Celtics’ Jaylen Brown loving growing connection with Kristaps Porzingis on and off court

Jaylen Brown and Kristaps Porzingis’ chemistry is growing not only on the court, but off the court as well.

The Celtics stars live in the same building in Boston, and Brown has been able to get to know his new teammate pretty well this season.

“It’s been a joy,” Brown said. “We live in the same building, so I’ve been able to spend some time riding back from the airport with him or whenever. KP is hilarious. He’s funnier than you probably all think, but he’s a good guy. …

“Every time he sees you, he winks at you,” Brown elaborated with a smile. “(I’m like), ‘What are you winking at me for, man?’ But KP is a smooth guy.”

Their connection seems to be translating to the court. Entering Monday’s game against the Knicks, Brown and Porzingis had played 241 minutes together, the third-most of any two-player combination on the Celtics. In those minutes, the duo had an offensive rating of 121.0 and a net rating of 19.3. Their prolific two-man game was on display in Saturday’s win over the Raptors during a dominant third quarter, when they combined to score 26 of the Celtics’ 33 points that included several easy buckets in pick and roll actions.

“We’ve been able to develop some actions that have been pretty good,” Brown said. “(Teams) gotta make a choice between stopping me or stopping him, and you guys have seen a little bit of that.”

Porzingis thinks he and Brown are just getting started.

“It’s just going to get so much better,” Porzingis said. “Like, I’m telling you, you’re just going to see, like it’s going to get a lot better. But I love playing with him. He creates a lot of situations, he draws a lot of attention and it’s just opened things up for myself, for everyone else.”

C’s honor Walker

The Celtics honored late executive Heather Walker on Monday by naming their media center at the Auerbach Center after her.

Walker died in April after battling glioblastoma, a rare form of brain cancer, for almost two years. A beloved member of the Celtics, Walker started the #Move4Heather campaign shortly after diagnosis in 2021 and the movement raised more than $715,000 for the Heather Walker Glioblastoma Fund at the Dana Farber Cancer Institute. The Heather Walker Media Center ensures her legacy and memory will carry forward.

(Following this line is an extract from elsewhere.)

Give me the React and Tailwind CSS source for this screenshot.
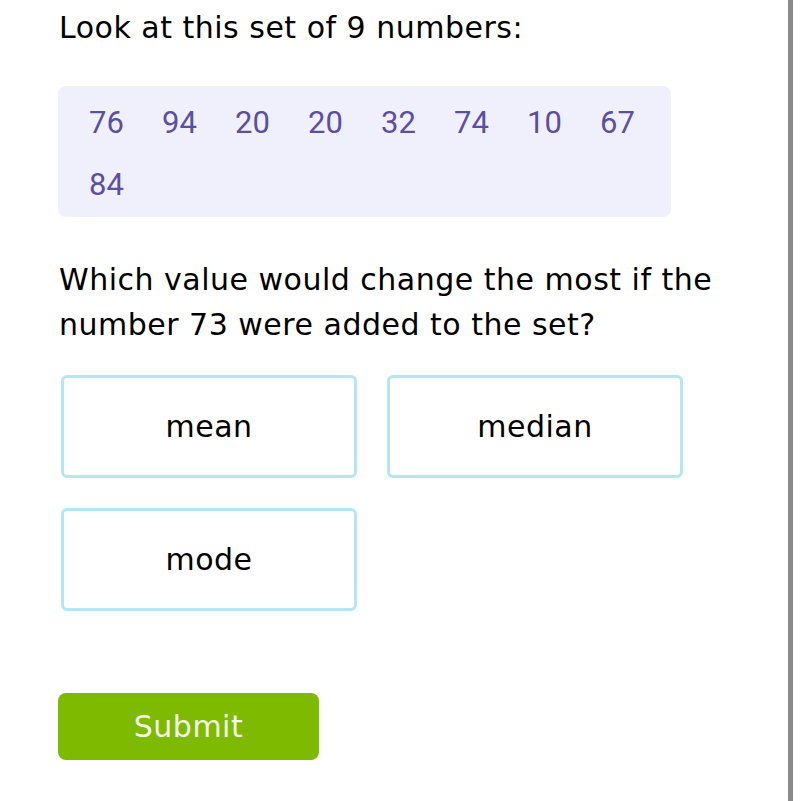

Walker, who was the Celtics’ vice president of public relations, was a fixture inside the organization. Brown remembered her fondly as someone who helped him behind the scenes soon after he was drafted by the Celtics in 2016.

“Heather Walker meant everything,” Brown said. “She was the person that I worked with a lot early on in my career with media stuff and everything I was doing off the court, in the community, outside of the basketball, Heather was handling and coordinating a lot of that stuff early in my career, so now that she’s no longer with us, it’s extremely sad. But for her to get a media center here in the building named after her, it’s a great way for her, her legacy and her family to be able to be proud about something because Heather was one of my first introductions to Boston.”

Brown took a moment after Monday’s shootaround to go to the media center, which now includes several photos of Walker on the walls leading to the practice court.

“She was just there with me every step of the way,” Brown said. “All of the schools that I visited, community centers, all of the work I was doing early in my career off the court, Heather was there for pretty much everything.”


Entering Monday, Jayson Tatum – with the help of a plus-42 in Saturday’s win over the Raptors – led the NBA in plus/minus by a significant margin. Tatum’s plus-166 was well ahead of the next best, Minnesota’s Anthony Edwards who had a plus-121.

“I just try to make good things happen when I’m on the floor, play right away, and try to impact winning. I don’t necessarily think about plus/minus, I just try to go out there every time I’m on the floor and do the things that help us win. So hopefully I can keep that up because that means I’m doing something right.” …

Knicks coach Tom Thibodeau played at Salem State and it’s where he got his coaching start in the early 1980s. He said he had a group of teammates at Monday’s night game, which is common. “They’re the ones that are booing,” Thibodeau joked. “They like me, but they love the Celtics.” …

Celtics big man Neemias Queta was out for a 10th game to start the season as he continued to recover from a foot injury. He was participating in some light shooting drills at Monday’s shootaround. … Knicks forward R.J. Barrett was out of Monday’s game due to a migraine.